Wall Street’s main indexes closed lower on Tuesday after Federal Reserve Chair Jerome Powell signaled that the US central bank would consider speeding up its withdrawal of bond purchases as inflation risks increase, piling pressure onto a market already nervous about the latest COVID-19 variant.
In a testimony before the Senate Banking Committee, Powell indicated that he no longer considers high inflation as “transitory” and that the Fed would revisit the timeline for scaling back its bond buying program at its next meeting in two weeks.
“Powell’s comments threw a monkey in the wrench in market thinking in terms of potential taper timing.
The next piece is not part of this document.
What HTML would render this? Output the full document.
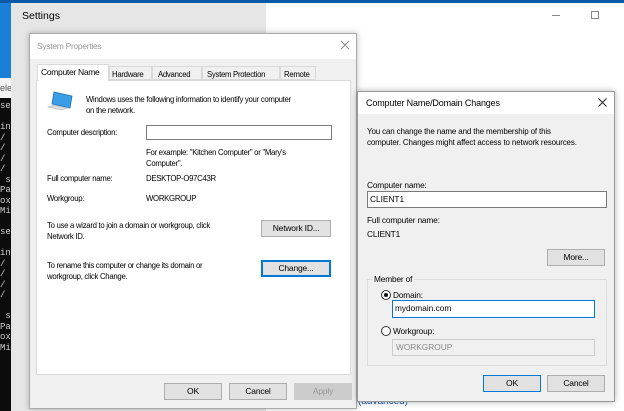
<!DOCTYPE html>
<html><head><style>
*{box-sizing:border-box;margin:0;padding:0}
body{width:624px;height:411px;overflow:hidden;position:relative;background:#fff;font-family:"Liberation Sans",sans-serif;font-size:9px;color:#000}
.a{position:absolute}
.btn{position:absolute;background:#e1e1e1;border:1px solid #adadad;text-align:center;font-size:8.5px;line-height:15px;letter-spacing:-0.2px}
.t{position:absolute;font-size:7.8px;letter-spacing:-0.3px;line-height:11px;white-space:nowrap}
.d .t{font-size:8.3px;letter-spacing:-0.15px}
.in{position:absolute;background:#fff;border:1px solid #7a7a7a}
</style></head><body>
<div class="a" style="left:0;top:0;width:624px;height:3px;background:#0a5aa8"></div>
<div class="a" style="left:0;top:3px;width:11px;height:75px;background:#1a7fd6"></div>
<div class="a" style="left:0;top:78px;width:11px;height:20px;background:#f4f4f4;color:#555;font-size:9px;line-height:20px">ele</div>
<div class="a" style="left:0;top:98px;width:11px;height:313px;background:#0c0c0c;color:#ccc;font-family:'Liberation Mono',monospace;font-size:9px;line-height:10.5px;overflow:hidden;padding-top:3px">se<br><br>in<br>/<br>/<br>/<br>/<br>&nbsp;s<br>Pa<br>ox<br>Mi<br><br>se<br><br>in<br>/<br>/<br>/<br>/<br><br>&nbsp;s<br>Pa<br>ox<br>Mi</div>
<div class="a" style="left:11px;top:3px;width:255px;height:408px;background:#e6e6e6"></div>
<div class="a" style="left:22px;top:10px;font-size:10.5px;line-height:12px">Settings</div>
<div class="a" style="left:552px;top:15px;width:8px;height:1px;background:#888"></div>
<div class="a" style="left:591px;top:11px;width:8px;height:8px;border:1px solid #888"></div>
<div class="a" style="left:358px;top:396px;color:#1a5fb4;font-size:10px">(advanced)</div>
<!-- system properties -->
<div class="a" style="left:29px;top:33px;width:328px;height:376px;background:#f0f0f0;border:1px solid #aaa;box-shadow:0 0 6px rgba(0,0,0,.25)"></div>
<div class="a" style="left:30px;top:34px;width:326px;height:25px;background:#fff"></div>
<div class="t" style="left:37px;top:41px;color:#999;font-size:8.5px">System Properties</div>
<svg class="a" style="left:340px;top:40px" width="10" height="10"><path d="M1 1L9 9M9 1L1 9" stroke="#888" stroke-width="1"/></svg>
<div class="a" style="left:36px;top:80px;width:315px;height:295px;background:#fff;border:1px solid #d9d9d9"></div>
<div class="a" style="left:37px;top:64px;width:72px;height:17px;background:#fff;border:1px solid #d9d9d9;border-bottom:none"></div>
<div class="t" style="left:41px;top:67px;font-size:8.5px">Computer Name</div>
<div class="a" style="left:109px;top:66px;width:43px;height:14px;background:#f0f0f0;border:1px solid #d9d9d9"></div><div class="t" style="left:112px;top:69px">Hardware</div>
<div class="a" style="left:152px;top:66px;width:50px;height:14px;background:#f0f0f0;border:1px solid #d9d9d9"></div><div class="t" style="left:158px;top:69px">Advanced</div>
<div class="a" style="left:202px;top:66px;width:78px;height:14px;background:#f0f0f0;border:1px solid #d9d9d9"></div><div class="t" style="left:207px;top:69px">System Protection</div>
<div class="a" style="left:280px;top:66px;width:36px;height:14px;background:#f0f0f0;border:1px solid #d9d9d9"></div><div class="t" style="left:284px;top:69px">Remote</div>
<svg class="a" style="left:46px;top:90px" width="28" height="24"><polygon points="8,2 26,6 24,18 6,14" fill="#3a9ee6" stroke="#1a6fb0" stroke-width=".8"/><polygon points="2,17 16,20 22,18 8,15" fill="#d8dde3" stroke="#aaa" stroke-width=".6"/></svg>
<div class="t" style="left:86px;top:94px">Windows uses the following information to identify your computer<br>on the network.</div>
<div class="t" style="left:47px;top:127px">Computer description:</div>
<div class="in" style="left:146px;top:125px;width:186px;height:15px"></div>
<div class="t" style="left:146px;top:147px">For example: "Kitchen Computer" or "Mary's<br>Computer".</div>
<div class="t" style="left:47px;top:173px">Full computer name:</div>
<div class="t" style="left:146px;top:173px">DESKTOP-O97C43R</div>
<div class="t" style="left:47px;top:193px">Workgroup:</div>
<div class="t" style="left:146px;top:193px">WORKGROUP</div>
<div class="t" style="left:47px;top:220px">To use a wizard to join a domain or workgroup, click<br>Network ID.</div>
<div class="btn" style="left:261px;top:220px;width:70px;height:17px">Network ID...</div>
<div class="t" style="left:47px;top:260px">To rename this computer or change its domain or<br>workgroup, click Change.</div>
<div class="btn" style="left:261px;top:260px;width:70px;height:17px;border:2px solid #0078d7;line-height:13px">Change...</div>
<div class="btn" style="left:164px;top:383px;width:58px;height:17px">OK</div>
<div class="btn" style="left:229px;top:383px;width:58px;height:17px">Cancel</div>
<div class="btn" style="left:294px;top:383px;width:58px;height:17px;color:#999;border-color:#ccc;background:#ccc">Apply</div>
<!-- second dialog -->
<div class="d">
<div class="a" style="left:357px;top:91px;width:258px;height:311px;background:#f0f0f0;border:1px solid #999;box-shadow:0 0 6px rgba(0,0,0,.3)"></div>
<div class="a" style="left:358px;top:92px;width:256px;height:22px;background:#fff"></div>
<div class="t" style="left:366px;top:98px;font-size:9px">Computer Name/Domain Changes</div>
<svg class="a" style="left:598px;top:98px" width="9" height="9"><path d="M0.5 0.5L8.5 8.5M8.5 0.5L0.5 8.5" stroke="#222" stroke-width="1"/></svg>
<div class="t" style="left:367px;top:126px;font-size:8px">You can change the name and the membership of this<br>computer. Changes might affect access to network resources.</div>
<div class="t" style="left:367px;top:180px">Computer name:</div>
<div class="in" style="left:367px;top:191px;width:240px;height:17px;line-height:14px;padding-left:2px;font-size:8.3px">CLIENT1</div>
<div class="t" style="left:367px;top:215px">Full computer name:</div>
<div class="t" style="left:367px;top:229px">CLIENT1</div>
<div class="btn" style="left:547px;top:249px;width:58px;height:17px">More...</div>
<div class="a" style="left:367px;top:279px;width:240px;height:87px;border:1px solid #dcdcdc"></div>
<div class="t" style="left:372px;top:274px;background:#f0f0f0;padding:0 2px">Member of</div>
<div class="a" style="left:381px;top:290px;width:10px;height:10px;border:1px solid #333;border-radius:50%;background:#fff"></div>
<div class="a" style="left:384px;top:293px;width:4px;height:4px;border-radius:50%;background:#111"></div>
<div class="t" style="left:393px;top:290px">Domain:</div>
<div class="in" style="left:392px;top:300px;width:203px;height:18px;border-color:#0078d7;line-height:15px;padding-left:2px;font-size:8.3px">mydomain.com</div>
<div class="a" style="left:381px;top:326px;width:10px;height:10px;border:1px solid #333;border-radius:50%;background:#fff"></div>
<div class="t" style="left:393px;top:326px">Workgroup:</div>
<div class="a" style="left:392px;top:339px;width:203px;height:17px;border:1px solid #ccc;background:#f0f0f0;color:#888;line-height:15px;padding-left:3px;font-size:8.3px">WORKGROUP</div>
<div class="btn" style="left:483px;top:375px;width:58px;height:17px;border-color:#0078d7">OK</div>
<div class="btn" style="left:547px;top:375px;width:58px;height:17px">Cancel</div>
</div>
</body></html>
You’re seeing as a result of that, risk-off across the board,” said Michael James, managing director of equity trading at Wedbush Securities in Los Angeles.
“You also have to factor in the Omicron variant concerns.
You can argue whether they’re more headline risk or reality risk but regardless, it’s having a significant impact on oil, and everything that’s tied to economic growth.” Powell’s comments also prompted speculation among some investors about a potential acceleration in interest rate hikes.
“The principal contributor to the decline in stock prices today is the Powell commentary, regarding the upcoming Fed meeting, about accelerating the tapering of their bond buying program, which obviously leads to the prospect that rate hikes come sooner next year,” said Mark Luschini, chief investment strategist at Janney Montgomery Scott in Philadelphia.
“That somewhat hawkish shift in tone caught the market flatfooted,” Luschini said.
Meanwhile, the market was also left waiting for information about how dangerous the Omicron variant might be, the degree to which current vaccinations could offer protection and the additional restrictions governments might have to impose that could hurt the economy, Luschini said.
For the month, the S&P registered a decline of 0.8%, while the Dow dropped 3.7% and the Nasdaq eked out a 0.25% gain.
Only seven of the benchmark S&P 500 components gained ground on Tuesday.
For the day, all the 11 major S&P industry sectors fell with seven of those sectors falling more than 2%. Communication services lead the losses with a 3% drop followed by Utilities’ 2.9% drop. As oil prices tumbled, energy were under pressure throughout the session, closing down 2.5%.
The top performer was information technology, falling just 0.96%, with help from Apple Inc, which boasted a recording closing high and a 3.2% gain for the day.
Tuesday’s decline was a sharp reversal after Monday’s rally in which stocks regained some ground they had lost on Friday when the market sold-off swiftly on news of the virus variant.
“The market is clearly in some treacherous waters right now.
You’ve had two significant pullbacks out of the last three trading days. This is certainly shaking some of the complacent longs in the market,” said Wedbush’s James.
While the Food and Drug Administration said it hopes to have information about the effectiveness of current COVID-19 vaccines against Omicron, vaccine companies were divided.
BioNTech’s chief executive said the vaccine his company supplies in partnership with Pfizer will likely offer strong protection from severe illness in variant cases.
But Moderna Inc’s CEO told the Financial Times that COVID-19 shots are unlikely to be as effective against the new variant as they have been previously.
Moderna shares fell 4.4% while Regeneron Pharmaceuticals Inc lost 2.7% after it said its COVID-19 antibody treatment and other similar drugs could be less effective against Omicron.
Travel and leisure stocks slumped, with the S&P 1500 Hotels, Restaurant and Leisure indexes fell more than 2% while the S&P 1500 Airlines index lost 0.6%.
The small-cap Russell 2000 index fell 1.9%.
The virus uncertainty has triggered fresh alarm at a time when supply chain logjams are weighing on economic recovery and central banks globally are contemplating a return to pre-pandemic monetary policy to tackle a surge in inflation.
Meanwhile, data showed U.S. consumer confidence slipped in November amid concerns about the rising cost of living and relentless COVID-19 pandemic.
Declining issues outnumbered advancing ones on the NYSE by a 3.82-to-1 ratio; on Nasdaq, a 2.40-to-1 ratio favored decliners.
The S&P 500 posted seven new 52-week highs and 45 new lows; the Nasdaq Composite recorded 28 new highs and 572 new lows.
Tuesday registered the highest volume trading session for U.S. exchanges since June with 16.13 billion shares changing hands, compared with the 11.12 billion moving average for the last 20 sessions.